Il faut noter que dans la vraie vie, Agatha Christie ne voulut jamais raconter cet épisode très douloureux de sa vie, ni dans ses romans, ni dans son auto-biographie. Elle plaidera toujours l’amnésie, pour expliquer cette disparition…
Ce livre vous tente ? Laissez-vous porter par les mots de Frédérique Deghelt et la vie d‘Agatha...
je n’ai pas tout aimé de Deghelt alors si ce n’est pas son meilleur… il faut vraiment que je tombe dessus par hasard 🙂 !
J’aime beaucoup Agatha mais Deghelt n’est vraiment pas pour moi.
Bon, je crois que je ne suis ni assez fan de F. Deguelt, ni d’A. Christie pour lire ce livre !
Je peux comprendre, il faut que ça plaise déjà sur le papier !
J’ai trouvé ! c’est « Le train bleu ».
Biz
Ha mais oui carrément ! C’est indiqué dans le livre , l’histoire commence quand elle en pleine panne d’écriture, elle a juste commencé Le Train Bleu et elle le finira je crois juste avant de divorcer !

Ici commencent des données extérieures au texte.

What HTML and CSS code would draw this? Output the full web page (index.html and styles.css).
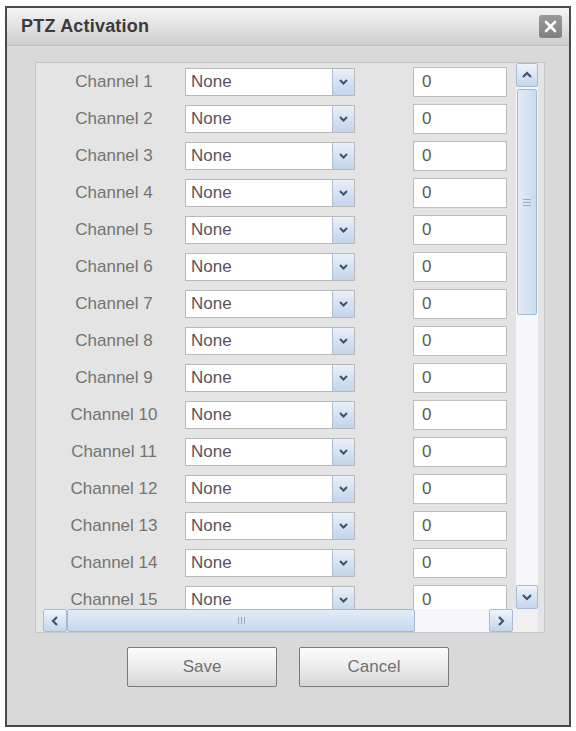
FILE: index.html
```html
<!DOCTYPE html>
<html lang="en">
<head>
  <meta charset="UTF-8" />
  <meta name="viewport" content="width=device-width, initial-scale=1.0" />
  <title>PTZ Activation</title>
  <link rel="stylesheet" href="styles.css">
</head>
<body>
  <div class="dialog">
    <div class="titlebar">
      <span class="title">PTZ Activation</span>
      <span class="close">
        <svg width="13" height="13" viewBox="0 0 13 13"><path d="M2 2 L11 11 M11 2 L2 11" stroke="#fff" stroke-width="2.6" stroke-linecap="round"/></svg>
      </span>
    </div>

    <div class="panel">
      <div class="panel-body">
        <div class="rows" id="rows"></div>
        <div class="vscroll">
          <div class="sbtn">
            <svg width="12" height="8" viewBox="0 0 12 8"><path d="M2 6 L6 2 L10 6" fill="none" stroke="#3d5272" stroke-width="2.2"/></svg>
          </div>
          <div class="vtrack">
            <div class="vthumb"><span class="grip-h"></span></div>
          </div>
          <div class="sbtn">
            <svg width="12" height="8" viewBox="0 0 12 8"><path d="M2 2 L6 6 L10 2" fill="none" stroke="#3d5272" stroke-width="2.2"/></svg>
          </div>
        </div>
      </div>
      <div class="hscroll">
        <div class="sbtn hbtn">
          <svg width="8" height="12" viewBox="0 0 8 12"><path d="M6 2 L2 6 L6 10" fill="none" stroke="#3d5272" stroke-width="2.2"/></svg>
        </div>
        <div class="hthumb"><span class="grip-v"></span></div>
        <div class="htrack"></div>
        <div class="sbtn hbtn">
          <svg width="8" height="12" viewBox="0 0 8 12"><path d="M2 2 L6 6 L2 10" fill="none" stroke="#3d5272" stroke-width="2.2"/></svg>
        </div>
        <div class="corner"></div>
      </div>
    </div>

    <div class="buttons">
      <button class="btn">Save</button>
      <button class="btn">Cancel</button>
    </div>
  </div>

  <script>
    const rows = document.getElementById('rows');
    for (let i = 1; i <= 15; i++) {
      const row = document.createElement('div');
      row.className = 'row';
      row.innerHTML =
        '<span class="label">Channel ' + i + '</span>' +
        '<span class="select"><span class="select-text">None</span>' +
        '<span class="select-arrow"><svg width="11" height="8" viewBox="0 0 11 8"><path d="M2 2 L5.5 5.5 L9 2" fill="none" stroke="#3d5272" stroke-width="2"/></svg></span></span>' +
        '<span class="field">0</span>';
      rows.appendChild(row);
    }
  </script>
</body>
</html>
```

FILE: styles.css
```css
body {
  margin: 0;
  background-color: #fff;
  font-family: "Liberation Sans", Arial, sans-serif;
}
.dialog {
  margin: 6px 0 0 5px;
  width: 562px;
  height: 717px;
  border: 2px solid #4a4a4a;
  background-color: #d9d9d9;
  display: flex;
  flex-direction: column;
}
.titlebar {
  height: 37px;
  display: flex;
  align-items: center;
  justify-content: space-between;
  padding: 0 7px 0 14px;
  background: linear-gradient(#f4f4f4, #e2e2e2 50%, #cdcdcd);
  border-bottom: 1px solid #c4c4c4;
}
.title {
  font-size: 18px;
  font-weight: bold;
  color: #3a3a3a;
  letter-spacing: 0.2px;
}
.close {
  width: 23px;
  height: 23px;
  border-radius: 3px;
  background: linear-gradient(#9a9a9a, #808080);
  display: flex;
  align-items: center;
  justify-content: center;
}
.panel {
  margin: 16px 24px 0 28px;
  height: 569px;
  border: 1px solid #c6c6c6;
  background-color: #e4e4e4;
  padding: 0 6px 0 7px;
  display: flex;
  flex-direction: column;
}
.panel-body {
  height: 546px;
  display: flex;
}
.rows {
  flex: 1;
  overflow: hidden;
}
.row {
  height: 37px;
  display: flex;
  align-items: center;
  font-size: 17px;
}
.label {
  width: 142px;
  text-align: center;
  color: #737373;
}
.select {
  width: 170px;
  height: 28px;
  box-sizing: border-box;
  border: 1px solid #b9b9b9;
  background-color: #fff;
  display: flex;
  align-items: center;
}
.select-text {
  flex: 1;
  padding-left: 5px;
  color: #5c525c;
}
.select-arrow {
  width: 22px;
  height: 26px;
  box-sizing: border-box;
  border-left: 1px solid #aebfd3;
  background: linear-gradient(#e9f0f8, #c3d4ea);
  display: flex;
  align-items: center;
  justify-content: center;
}
.field {
  margin-left: 58px;
  width: 94px;
  height: 30px;
  box-sizing: border-box;
  border: 1px solid #bdbdbd;
  background-color: #fff;
  padding-left: 8px;
  line-height: 28px;
  color: #5a5a5a;
}
.vscroll {
  width: 22px;
  display: flex;
  flex-direction: column;
  background-color: #f1f1f1;
}
.sbtn {
  height: 24px;
  box-sizing: border-box;
  border: 1px solid #a9bbd2;
  border-radius: 2px;
  background: linear-gradient(#eef4fb, #c4d6ec);
  display: flex;
  align-items: center;
  justify-content: center;
}
.vtrack {
  flex: 1;
  padding: 2px 1px;
  background-color: #f5f7fa;
}
.vthumb {
  height: 226px;
  box-sizing: border-box;
  border: 1px solid #a4b8d2;
  border-radius: 2px;
  background: linear-gradient(90deg, #e3ecf7, #c9dbf0);
  display: flex;
  align-items: center;
  justify-content: center;
}
.grip-h {
  width: 8px;
  height: 7px;
  background: repeating-linear-gradient(#9aa9bb 0 1px, transparent 1px 3px);
}
.hscroll {
  height: 23px;
  display: flex;
  background-color: #f5f7fa;
}
.hbtn {
  width: 24px;
  height: 23px;
}
.hthumb {
  width: 348px;
  box-sizing: border-box;
  border: 1px solid #a4b8d2;
  border-radius: 2px;
  background: linear-gradient(#e3ecf7, #c6d8ef);
  display: flex;
  align-items: center;
  justify-content: center;
}
.grip-v {
  width: 7px;
  height: 7px;
  background: repeating-linear-gradient(90deg, #9aa9bb 0 1px, transparent 1px 3px);
}
.htrack {
  flex: 1;
}
.corner {
  width: 25px;
  background-color: #f0f0f0;
}
.buttons {
  margin-top: 14px;
  display: flex;
  justify-content: center;
  gap: 22px;
}
.btn {
  width: 150px;
  height: 40px;
  border: 1px solid #7a7a7a;
  border-radius: 2px;
  background: linear-gradient(#fdfdfd, #ececec 50%, #d6d6d6);
  font-family: "Liberation Sans", Arial, sans-serif;
  font-size: 17px;
  color: #707070;
}
```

Non, je ne suis pas très tentée. Mais cet épisode de sa vie est intéressant car on le ressent dans l’écriture d’une de ses histoires. Je ne sais plus laquelle, il faudrait que je recherche…
Cet épisode a souvent été raconté visiblement.

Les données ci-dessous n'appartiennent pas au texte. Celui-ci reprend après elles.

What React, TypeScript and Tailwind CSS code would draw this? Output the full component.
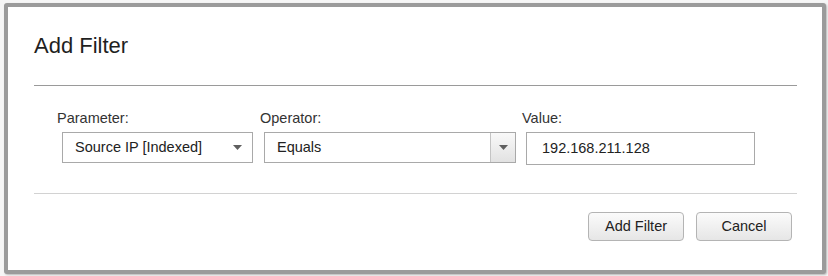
import React from 'react';

const font = { fontFamily: '"Liberation Sans", Arial, sans-serif' };

const Caret = () => (
  <svg width="9" height="5" viewBox="0 0 9 5" className="block">
    <path d="M0 0h9L4.5 5z" fill="#5f5f5f" />
  </svg>
);

export default function App() {
  return (
    <div className="w-[828px] h-[276px] bg-[#f6f6f6] pt-[3px] pl-[4px] text-[#222]" style={font}>
      <div className="w-[822px] h-[271px] bg-white border-[4px] border-[#9b9b9b] rounded-[3px] shadow-[1px_1px_2px_rgba(0,0,0,0.25)] pl-[26px] pr-[25px] pt-[28px]">
        <h1 className="text-[22px] leading-none text-[#1f1f1f]">Add Filter</h1>
        <div className="mt-[28px] h-px bg-[#9a9a9a]" />

        <div className="flex pl-[23px] mt-[25px]">
          {/* Parameter */}
          <div className="w-[203px] flex flex-col">
            <label className="text-[14.5px] leading-none text-[#333]">Parameter:</label>
            <div className="ml-[5px] mt-[6px] w-[191px] h-[31px] border border-[#a9a9a9] flex items-center justify-between pl-[12px] pr-[10px] bg-white">
              <span className="text-[14.5px] leading-none text-[#222]">Source IP [Indexed]</span>
              <Caret />
            </div>
          </div>

          {/* Operator */}
          <div className="w-[262px] flex flex-col">
            <label className="text-[14.5px] leading-none text-[#333]">Operator:</label>
            <div className="ml-[4px] mt-[6px] w-[252px] h-[31px] border border-[#a9a9a9] flex items-stretch bg-white">
              <span className="flex-1 flex items-center pl-[12px] text-[14.5px] leading-none text-[#222]">Equals</span>
              <div className="w-[25px] border-l border-[#c4c4c4] bg-gradient-to-b from-[#f9f9f9] to-[#e2e2e2] flex items-center justify-center">
                <Caret />
              </div>
            </div>
          </div>

          {/* Value */}
          <div className="flex flex-col">
            <label className="text-[14.5px] leading-none text-[#333]">Value:</label>
            <div className="ml-[4px] mt-[6px] w-[229px] h-[33px] border border-[#a9a9a9] flex items-center pl-[15px] bg-white">
              <span className="text-[14.5px] leading-none text-[#222]">192.168.211.128</span>
            </div>
          </div>
        </div>

        <div className="mt-[28px] h-px bg-[#d2d2d2]" />

        <div className="flex justify-end gap-[12px] mt-[18px] pr-[5px]">
          <button className="w-[96px] h-[29px] rounded-[4px] border border-[#b4b4b4] bg-gradient-to-b from-[#fbfbfb] to-[#e6e6e6] text-[14.5px] leading-none text-[#222]">
            Add Filter
          </button>
          <button className="w-[96px] h-[29px] rounded-[4px] border border-[#b4b4b4] bg-gradient-to-b from-[#fbfbfb] to-[#e6e6e6] text-[14.5px] leading-none text-[#222]">
            Cancel
          </button>
        </div>
      </div>
    </div>
  );
}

C’est vrai que tu es une grande fan et une bonne connaisseuse de cette grande auteur anglaise !
« De quoi littérature est-elle le nom ?
D’une passerelle sur l’abîme de la lucidité. »
Je sais plus de qui c’est
Pas mal !
Si tu es encore dans le coin mardi prochain, elle sera chez ma libraire préférée. (Frédérique, pas Agatha 🙂 ! )
Non hélas, mardi je serai dans mon bureau…
Je découvre cette collection avec ton billet. C’est vrai qu’elle inspire les auteurs Agatha, pas seulement avec sa disparition. J’ai lu » Une autobiographie, un pavé, qui m’a passionnée. ( ok, m’attend toujours sur les étagères » La romancière et l’archéologue » qui se promet savoureux 🙂 )
C’est sa propre autobiographie ou bien elle a été écrite par quelqu’un d’autre ?
Une grande dame, quoi qu’il en soit.
PS: je ne sais pas pourquoi mais je dois toujours valider tes commentaires…
Oui, c’est sa propre autobiographie, avec un parti pris subjectif clairement annoncée avec le » Une… » du titre ( notamment elle ne parle pas de sa disparition )
( oups pour les validations de commentaires )
Oui, elle a toujours plaidé l’amnésie autour de cette disparition, ce qui est étrange finalement, puisqu’elle a refait sa vie comme on dit, rapidement et facilement…mais bon c’est son choix !
Bon, je retiens que ce n’est pas son meilleur pour pouvoir lire ses romans qui sont dans ma PAL 😉 Je me demandais ce que tu allais en penser, toi qui aimes l’auteur.
Il y a quand même beaucoup de longueurs et quand on s’intéresse à Agatha Christie, il y en a de meilleurs (et pas tant que ça en fait. C’est un épisode à la mode en ce moment, mais il n’y a que 3 ou 4 romans sur ce sujet je crois bien).
Pour ma part, je crois que j’en attendais trop, mais je suis quand même allé au bout, la seconde moitié est meilleure il me semble.
Ha ha , tu retiens ce qui t’arrange 😀 😀
La fin est meilleure que le début, en effet !
Par conte, un livre génial et fort, c’est Bakhita…
Tiens, pourquoi pas ? J’aime beaucoup Agatha Christie mais je ne connais rien de sa vie.
Moi non plus je ne connaissais rien avant ce livre, maintenant je connais au moins cet épisode là !
Voilà ! 😉
Hello Mindounet
Je le note ce roman, je me laisserai porter 😉
Je ne m’étais jamais posé tant de questions à propos d’Agatha C. !
Gros bisous
C’est vrai que tu apprécies aussi cette auteur. Une lecture agréable mais pas son meilleur titre !
On se sent concerné chacun à un moment de sa vie, par cette fatalité d’être quitté par sa bien aimée (ou son bien aimé),et on n’est pas tous des Agatha Christie pour avoir le courage de tant d’imagination. Aléa jacta est !
Oh ce n’est pas une fatalité je crois, certains ne se quittent jamais mais le danger est permanent. Ceci dit pour Agatha, 2 ans après son divorce je crois elle était déjà remariée…
L’amour est un éternel recommencement quand on sait l’orner de mille façons. Et la seule façon de trouver l’imagination pour l’orner toujours, c’est de lui foutre la paix par intervalle d’extase.